J’aime l’idée que ce qui est mauvais pour un individu dans l’état de nature ne peut pas soudainement devenir OK juste parce que le gouvernement le fait. L’état de nature est un endroit difficile, donc beaucoup de choses pourraient être OK dans l’état de nature. Nous sommes presque tous familiers avec les exigences de l’état de nature, car de nombreux films d’action tirent une grande partie de leur intérêt du fait que les personnages se retrouvent dans des situations qui portent la marque de l’état de nature. (Combien de fois avez-vous vu dans un film ou une émission de télévision quelqu’un dire « Je ne peux pas aller à la police parce que …. » ? Sauf dans les séries policières et les séries de détectives, il est difficile de mener l’intrigue si les gens appellent simplement la police).

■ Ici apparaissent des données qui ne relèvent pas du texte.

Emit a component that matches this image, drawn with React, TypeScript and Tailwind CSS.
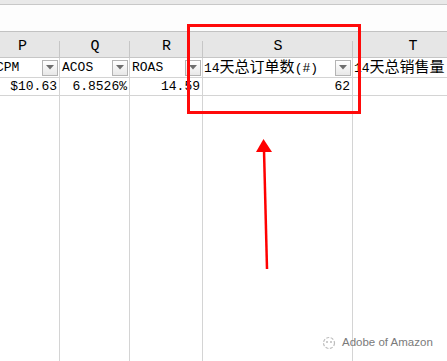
import React from "react";

const COLS = [
  { key: "P", w: "w-[75px]", pad: "pl-[11px]", head: "CPM", val: "$10.63" },
  { key: "Q", w: "w-[70px]", pad: "pl-[2px]", head: "ACOS", val: "6.8526%" },
  { key: "R", w: "w-[73px]", pad: "pl-[2px]", head: "ROAS", val: "14.59" },
  { key: "S", w: "w-[150px]", pad: "pl-[1px]", head: "14天总订单数(#)", val: "62" },
  { key: "T", w: "w-[120px]", pad: "pl-[1px]", head: "14天总销售量", val: "" },
];

const mono = "font-['Liberation_Mono','Noto_Sans_CJK_SC',monospace]";

// split latin / cjk so the cjk glyphs get the wider SimSun-like size
function MixedText({ text }: { text: string }) {
  const parts = text.match(/[\u4e00-\u9fff]+|[^\u4e00-\u9fff]+/g) || [];
  return (
    <>
      {parts.map((p, i) =>
        /[\u4e00-\u9fff]/.test(p) ? (
          <span key={i} className="font-['Noto_Sans_CJK_SC',sans-serif] text-[15px]">
            {p}
          </span>
        ) : (
          <span key={i}>{p}</span>
        )
      )}
    </>
  );
}

function FilterButton() {
  return (
    <div className="flex h-[16px] w-[16px] shrink-0 items-center justify-center border border-[#b4b4b4] bg-gradient-to-b from-[#ffffff] to-[#e8e8e8]">
      <svg width="8" height="5" viewBox="0 0 8 5">
        <path d="M0 0 L8 0 L4 4.5 Z" fill="#6e6e6e" />
      </svg>
    </div>
  );
}

export default function App() {
  return (
    <div className="relative flex h-[361px] w-[447px] flex-col overflow-hidden bg-white">
      {/* ribbon edge + formula bar */}
      <div className="h-[5px] shrink-0 border-b border-[#c8c8c8] bg-[#e9e9e9]" />
      <div className="h-[27px] shrink-0 border-b border-[#c2c2c2] bg-[#fdfdfd]" />

      <div className="ml-[-15px] flex shrink-0 flex-col">
        {/* column letters */}
        <div className="flex h-[26px] border-b border-[#c6c6c6] bg-[#e6e6e6]">
          {COLS.map((c) => (
            <div key={c.key} className={`${c.w} relative flex shrink-0 items-end justify-center pb-[1px]`}>
              <span className={`${mono} text-[15px] leading-[18px] text-black`}>{c.key}</span>
              <div className="absolute bottom-0 right-0 h-[16px] w-px bg-[#c6c6c6]" />
            </div>
          ))}
        </div>

        {/* filter header row */}
        <div className="flex h-[20px] border-b border-[#d4d4d4]">
          {COLS.map((c) => (
            <div
              key={c.key}
              className={`${c.w} ${c.pad} flex shrink-0 items-center justify-between overflow-hidden whitespace-nowrap border-r border-[#d4d4d4] pr-[1px] ${mono} text-[13px] leading-[18px] text-black`}
            >
              <span className="whitespace-nowrap">
                <MixedText text={c.head} />
              </span>
              {c.key !== "T" && <FilterButton />}
            </div>
          ))}
        </div>

        {/* data row */}
        <div className="flex h-[18px] border-b border-[#d4d4d4]">
          {COLS.map((c) => (
            <div
              key={c.key}
              className={`${c.w} flex shrink-0 items-center justify-end border-r border-[#d4d4d4] pr-[2px] ${mono} text-[13px] leading-[16px] text-black`}
            >
              {c.val}
            </div>
          ))}
        </div>
      </div>

      {/* empty rows below */}
      <div className="ml-[-15px] flex flex-1">
        {COLS.map((c) => (
          <div key={c.key} className={`${c.w} shrink-0 border-r border-[#d4d4d4]`} />
        ))}
      </div>

      {/* red highlight box */}
      <div className="absolute left-[187px] top-[24px] h-[90px] w-[174px] border-[3px] border-[#ff0a0a]" />

      {/* red arrow */}
      <svg className="absolute left-0 top-0" width="447" height="361" viewBox="0 0 447 361">
        <line x1="267" y1="269" x2="264" y2="150" stroke="#ff0000" strokeWidth="2.5" />
        <path d="M263.5 139 L272 152 L256 152 Z" fill="#ff0000" />
      </svg>

      {/* watermark */}
      <div className="absolute left-[322px] top-[334px] flex items-center gap-[5px]">
        <svg width="15" height="14" viewBox="0 0 15 14">
          <circle cx="7" cy="7" r="5.5" fill="none" stroke="#bdbdbd" strokeWidth="1.2" strokeDasharray="3 1.5" />
          <circle cx="5" cy="6" r="1" fill="#bdbdbd" />
          <circle cx="9" cy="6" r="1" fill="#bdbdbd" />
        </svg>
        <span className="font-['Liberation_Sans',Arial,sans-serif] text-[11.5px] text-[#7a7a7a]">Adobe of Amazon</span>
      </div>
    </div>
  );
}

Mais si ce n’est pas bien dans l’état de nature pour les individus d’appliquer, même en cas d’urgence, ou dans une situation où il y a un énorme avantage à gagner, ce n’est pas bien pour le gouvernement de le faire.

Mise à jour : Dans « John Locke : Le bien public », je discute d’un autre passage dans lequel John Locke semble dire que les gens renoncent aussi à d’autres droits pour que l’État poursuive « le bien public. » Selon moi, John Locke a deux visions différentes et quelque peu incohérentes de ce que l’État peut légitimement faire. Parfois, il parle comme si l’État n’était qu’un accord de défense mutuelle ; à d’autres moments, il parle comme si l’État était aussi une association d’amélioration mutuelle.